List all lines in the material below that contain "index".

_Extracted information_
** Start **

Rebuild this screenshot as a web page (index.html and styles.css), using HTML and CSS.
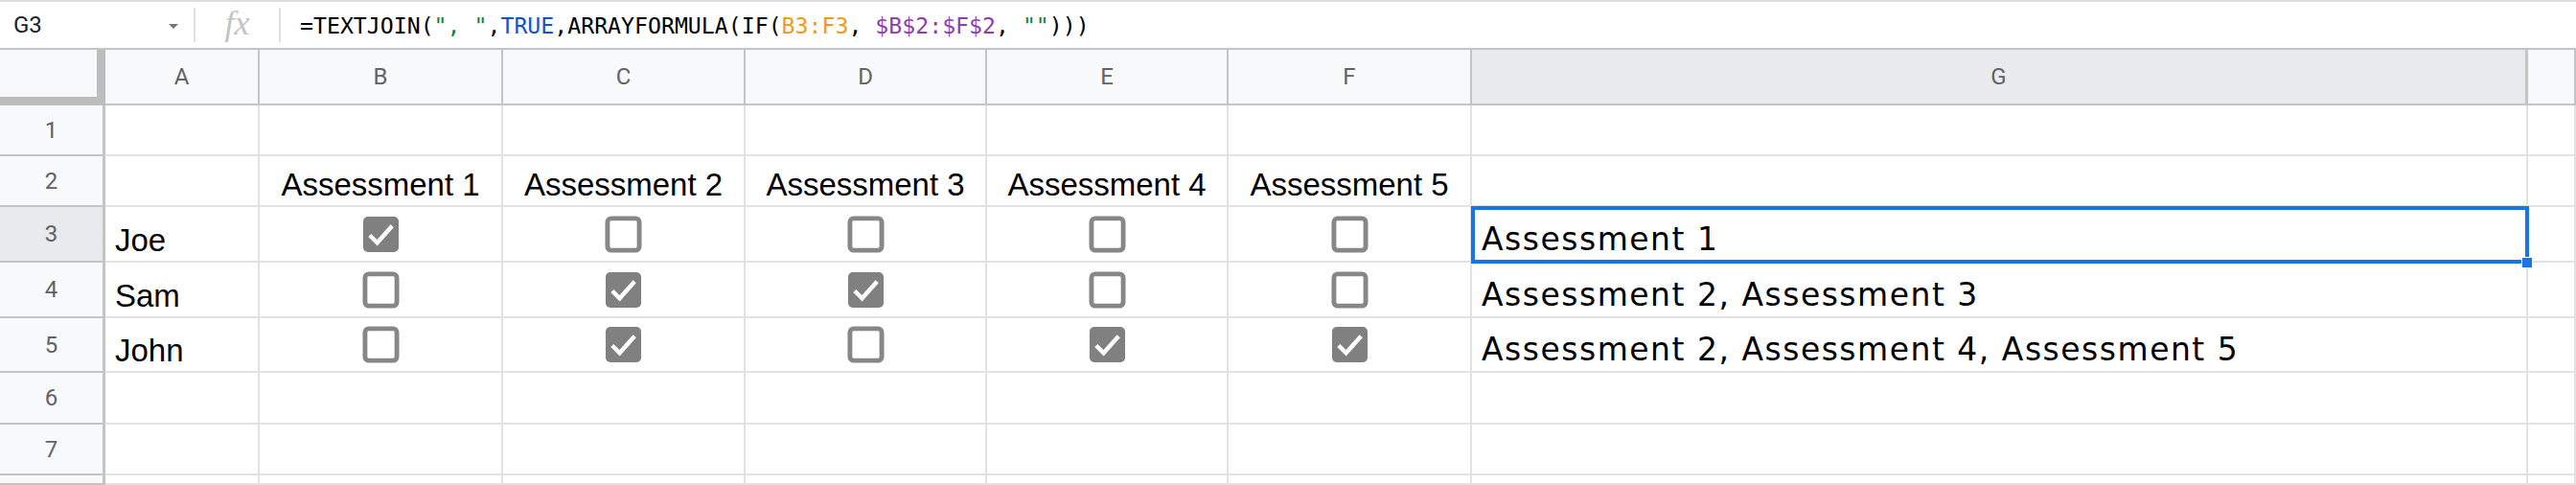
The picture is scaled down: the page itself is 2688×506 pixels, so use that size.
FILE: index.html
```html
<!DOCTYPE html>
<html lang="en">
<head>
  <meta charset="UTF-8">
  <title>Sheet - TEXTJOIN</title>
  <link rel="stylesheet" href="styles.css">
</head>
<body>
  <div class="formula-bar">
    <div class="name-box">
      <span class="cell-ref">G3</span>
      <span class="caret"></span>
    </div>
    <div class="sep"></div>
    <div class="fx">fx</div>
    <div class="sep"></div>
    <div class="formula">=TEXTJOIN(<span class="str">", "</span>,<span class="bool">TRUE</span>,ARRAYFORMULA(IF(<span class="rng1">B3:F3</span>, <span class="rng2">$B$2:$F$2</span>, <span class="str">""</span>)))</div>
  </div>

  <div class="sheet">
    <!-- column headers -->
    <div class="corner"></div>
    <div class="col-head">A</div>
    <div class="col-head">B</div>
    <div class="col-head">C</div>
    <div class="col-head">D</div>
    <div class="col-head">E</div>
    <div class="col-head">F</div>
    <div class="col-head selected">G</div>
    <div class="col-head"></div>

    <!-- row 1 -->
    <div class="row-head">1</div>
    <div class="cell"></div><div class="cell"></div><div class="cell"></div><div class="cell"></div>
    <div class="cell"></div><div class="cell"></div><div class="cell"></div><div class="cell"></div>

    <!-- row 2 -->
    <div class="row-head">2</div>
    <div class="cell"></div>
    <div class="cell center">Assessment 1</div>
    <div class="cell center">Assessment 2</div>
    <div class="cell center">Assessment 3</div>
    <div class="cell center">Assessment 4</div>
    <div class="cell center">Assessment 5</div>
    <div class="cell"></div>
    <div class="cell"></div>

    <!-- row 3 -->
    <div class="row-head selected">3</div>
    <div class="cell">Joe</div>
    <div class="cell box"><svg class="cb" viewBox="0 0 40 40"><rect x="1" y="1" width="38" height="38" rx="5" fill="#808080"/><path d="M8 21 L16 29 L32 11" fill="none" stroke="#fff" stroke-width="4.5"/></svg></div>
    <div class="cell box"><svg class="cb" viewBox="0 0 40 40"><rect x="3" y="3" width="34" height="34" rx="4" fill="#fff" stroke="#878787" stroke-width="5"/></svg></div>
    <div class="cell box"><svg class="cb" viewBox="0 0 40 40"><rect x="3" y="3" width="34" height="34" rx="4" fill="#fff" stroke="#878787" stroke-width="5"/></svg></div>
    <div class="cell box"><svg class="cb" viewBox="0 0 40 40"><rect x="3" y="3" width="34" height="34" rx="4" fill="#fff" stroke="#878787" stroke-width="5"/></svg></div>
    <div class="cell box"><svg class="cb" viewBox="0 0 40 40"><rect x="3" y="3" width="34" height="34" rx="4" fill="#fff" stroke="#878787" stroke-width="5"/></svg></div>
    <div class="cell result active">Assessment 1<span class="handle"></span></div>
    <div class="cell"></div>

    <!-- row 4 -->
    <div class="row-head">4</div>
    <div class="cell">Sam</div>
    <div class="cell box"><svg class="cb" viewBox="0 0 40 40"><rect x="3" y="3" width="34" height="34" rx="4" fill="#fff" stroke="#878787" stroke-width="5"/></svg></div>
    <div class="cell box"><svg class="cb" viewBox="0 0 40 40"><rect x="1" y="1" width="38" height="38" rx="5" fill="#808080"/><path d="M8 21 L16 29 L32 11" fill="none" stroke="#fff" stroke-width="4.5"/></svg></div>
    <div class="cell box"><svg class="cb" viewBox="0 0 40 40"><rect x="1" y="1" width="38" height="38" rx="5" fill="#808080"/><path d="M8 21 L16 29 L32 11" fill="none" stroke="#fff" stroke-width="4.5"/></svg></div>
    <div class="cell box"><svg class="cb" viewBox="0 0 40 40"><rect x="3" y="3" width="34" height="34" rx="4" fill="#fff" stroke="#878787" stroke-width="5"/></svg></div>
    <div class="cell box"><svg class="cb" viewBox="0 0 40 40"><rect x="3" y="3" width="34" height="34" rx="4" fill="#fff" stroke="#878787" stroke-width="5"/></svg></div>
    <div class="cell result">Assessment 2, Assessment 3</div>
    <div class="cell"></div>

    <!-- row 5 -->
    <div class="row-head">5</div>
    <div class="cell">John</div>
    <div class="cell box"><svg class="cb" viewBox="0 0 40 40"><rect x="3" y="3" width="34" height="34" rx="4" fill="#fff" stroke="#878787" stroke-width="5"/></svg></div>
    <div class="cell box"><svg class="cb" viewBox="0 0 40 40"><rect x="1" y="1" width="38" height="38" rx="5" fill="#808080"/><path d="M8 21 L16 29 L32 11" fill="none" stroke="#fff" stroke-width="4.5"/></svg></div>
    <div class="cell box"><svg class="cb" viewBox="0 0 40 40"><rect x="3" y="3" width="34" height="34" rx="4" fill="#fff" stroke="#878787" stroke-width="5"/></svg></div>
    <div class="cell box"><svg class="cb" viewBox="0 0 40 40"><rect x="1" y="1" width="38" height="38" rx="5" fill="#808080"/><path d="M8 21 L16 29 L32 11" fill="none" stroke="#fff" stroke-width="4.5"/></svg></div>
    <div class="cell box"><svg class="cb" viewBox="0 0 40 40"><rect x="1" y="1" width="38" height="38" rx="5" fill="#808080"/><path d="M8 21 L16 29 L32 11" fill="none" stroke="#fff" stroke-width="4.5"/></svg></div>
    <div class="cell result">Assessment 2, Assessment 4, Assessment 5</div>
    <div class="cell"></div>

    <!-- row 6 -->
    <div class="row-head">6</div>
    <div class="cell"></div><div class="cell"></div><div class="cell"></div><div class="cell"></div>
    <div class="cell"></div><div class="cell"></div><div class="cell"></div><div class="cell"></div>

    <!-- row 7 -->
    <div class="row-head">7</div>
    <div class="cell"></div><div class="cell"></div><div class="cell"></div><div class="cell"></div>
    <div class="cell"></div><div class="cell"></div><div class="cell"></div><div class="cell"></div>

    <!-- row 8 -->
    <div class="row-head"></div>
    <div class="cell"></div><div class="cell"></div><div class="cell"></div><div class="cell"></div>
    <div class="cell"></div><div class="cell"></div><div class="cell"></div><div class="cell"></div>
  </div>
</body>
</html>
```

FILE: styles.css
```css
* {
  box-sizing: border-box;
}
html, body {
  margin: 0;
  height: 506px;
  overflow: hidden;
  background: #fff;
}
body {
  font-family: "Liberation Sans", Arial, sans-serif;
}

/* formula bar */
.formula-bar {
  height: 52px;
  display: flex;
  align-items: center;
  border-top: 2px solid #dcdbe3;
  border-bottom: 2px solid #c4c4c4;
}
.name-box {
  width: 202px;
  display: flex;
  align-items: center;
  justify-content: space-between;
  padding: 0 16px 0 14px;
}
.cell-ref {
  font-family: Roboto, "Liberation Sans", sans-serif;
  font-size: 24px;
  color: #202124;
}
.caret {
  width: 0;
  height: 0;
  border-left: 5px solid transparent;
  border-right: 5px solid transparent;
  border-top: 5px solid #757575;
  margin-top: 2px;
}
.sep {
  width: 2px;
  height: 36px;
  background: #e0e0e0;
}
.fx {
  width: 87px;
  text-align: center;
  font-family: "Liberation Serif", serif;
  font-style: italic;
  font-size: 36px;
  color: #c3c3c3;
  line-height: 1;
  margin-top: -4px;
}
.formula {
  padding-left: 20px;
  font-family: "DejaVu Sans Mono", monospace;
  font-size: 23.2px;
  color: #000;
  white-space: pre;
}
.str { color: #188038; }
.bool { color: #1155cc; }
.rng1 { color: #f7981d; }
.rng2 { color: #8f3db0; }

/* grid */
.sheet {
  display: grid;
  grid-template-columns: 110px 161px 254px 253px 252px 252px 254px 1102px 1fr;
  grid-template-rows: 58px 53px 53px 58px 58px 57px 54px 53px 10px;
}
.corner {
  background: #f8f9fa;
  border-right: 9px solid #bdbdbd;
  border-bottom: 9px solid #bdbdbd;
}
.col-head {
  background: #f8f9fa;
  border-right: 2px solid #c4c4c4;
  border-bottom: 2px solid #c4c4c4;
  display: flex;
  align-items: center;
  justify-content: center;
  font-family: Roboto, "Liberation Sans", sans-serif;
  font-size: 24px;
  color: #5f6368;
}
.col-head.selected {
  background: #e8eaed;
  border-right-width: 3px;
}
.row-head {
  background: #f8f9fa;
  border-right: 3px solid #c4c4c4;
  border-bottom: 2px solid #c4c4c4;
  display: flex;
  align-items: center;
  justify-content: center;
  font-family: Roboto, "Liberation Sans", sans-serif;
  font-size: 24px;
  color: #5f6368;
}
.row-head.selected {
  background: #e8eaed;
}
.cell {
  border-right: 2px solid #e2e2e2;
  border-bottom: 2px solid #e2e2e2;
  display: flex;
  align-items: flex-end;
  padding: 0 8px 2px 10px;
  font-size: 33px;
  color: #000;
  white-space: nowrap;
  position: relative;
}
.cell.center {
  justify-content: center;
  padding-left: 0;
  padding-right: 0;
}
.cell.box {
  align-items: center;
  justify-content: center;
  padding: 0;
}
.cb {
  width: 39px;
  height: 39px;
}
.cell.result {
  font-family: "DejaVu Sans", sans-serif;
  font-size: 33px;
  letter-spacing: 1.5px;
  padding-left: 10px;
  padding-bottom: 3px;
  overflow: visible;
}
.cell.active {
  outline: 4px solid #1a73e8;
  outline-offset: -3px;
  z-index: 2;
}
.handle {
  position: absolute;
  right: -7px;
  bottom: -8px;
  width: 12px;
  height: 12px;
  background: #1a73e8;
  border: 1px solid #fff;
}
```
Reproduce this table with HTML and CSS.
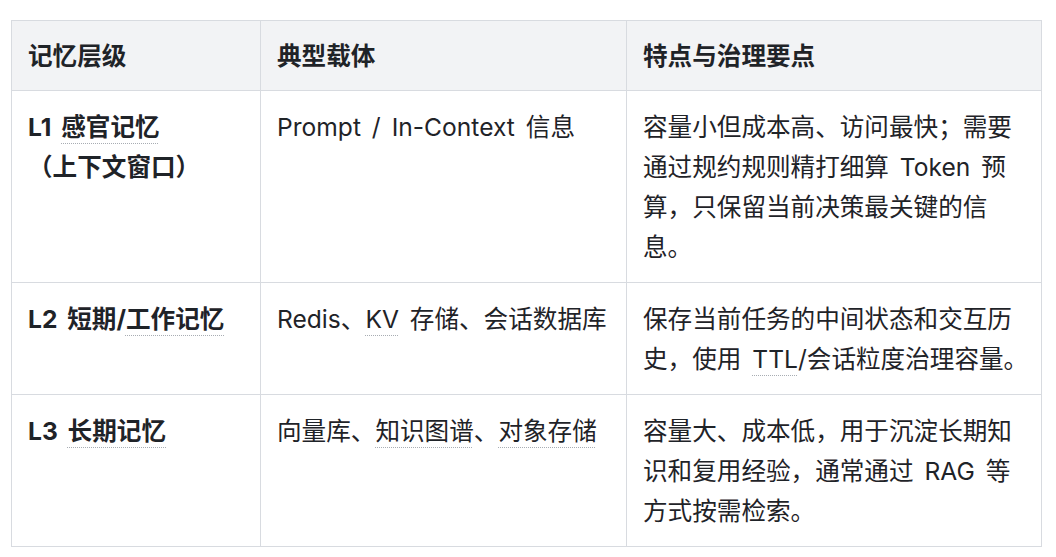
FILE: index.html
```html
<!DOCTYPE html>
<html lang="zh-CN">
<head>
<meta charset="utf-8">
<link rel="stylesheet" href="styles.css">
</head>
<body>
<div class="wrap">
<table class="mem">
  <colgroup>
    <col class="c1"><col class="c2"><col class="c3">
  </colgroup>
  <thead>
    <tr><th>记忆层级</th><th>典型载体</th><th>特点与治理要点</th></tr>
  </thead>
  <tbody>
    <tr>
      <td><strong>L1 <span class="dot">感官记忆</span><br>（上下文窗口）</strong></td>
      <td>Prompt / In-Context 信息</td>
      <td>容量小但成本高、访问最快；需要通过规约规则精打细算 Token 预算，只保留当前决策最关键的信息。</td>
    </tr>
    <tr>
      <td><strong>L2 短期/<span class="dot">工作记忆</span></strong></td>
      <td>Redis、<span class="dot">KV</span> 存储、会话数据库</td>
      <td>保存当前任务的中间状态和交互历史，使用 <span class="dot">TTL</span>/会话粒度治理容量。</td>
    </tr>
    <tr>
      <td><strong>L3 <span class="dot">长期记忆</span></strong></td>
      <td>向量库、<span class="dot">知识图谱</span>、<span class="dot">对象存储</span></td>
      <td>容量大、成本低，用于沉淀长期知识和复用经验，通常通过 RAG 等方式按需检索。</td>
    </tr>
  </tbody>
</table>
</div>
</body>
</html>
```

FILE: styles.css
```css
html, body {
  margin: 0;
  padding: 0;
  background: #ffffff;
}
.wrap {
  padding: 20px 15px 0 11px;
}
.mem {
  border-collapse: collapse;
  width: 1030px;
  table-layout: fixed;
  font-family: Inter, "Noto Sans CJK SC", sans-serif;
  font-size: 24.6px;
  line-height: 40px;
  color: #1f2328;
  word-spacing: 4px;
}
.c1 { width: 249px; }
.c2 { width: 366px; }
.c3 { width: 415px; }
.mem th, .mem td {
  border: 1px solid #d8dbe0;
  padding: 16px 12px 15px 16px;
  text-align: left;
  vertical-align: top;
}
.mem th {
  background: #f2f3f5;
  font-weight: 700;
  padding-top: 15px;
  padding-bottom: 14px;
}
.mem strong {
  font-weight: 700;
}
.dot {
  text-decoration: underline dotted #a8adb3;
  text-decoration-thickness: 1px;
  text-underline-offset: 7px;
}
```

** End **

_Result_
Rebuild this screenshot as a web page (index.html and styles.css), using HTML and CSS.
FILE: index.html
  z-index: 2;
FILE: index.html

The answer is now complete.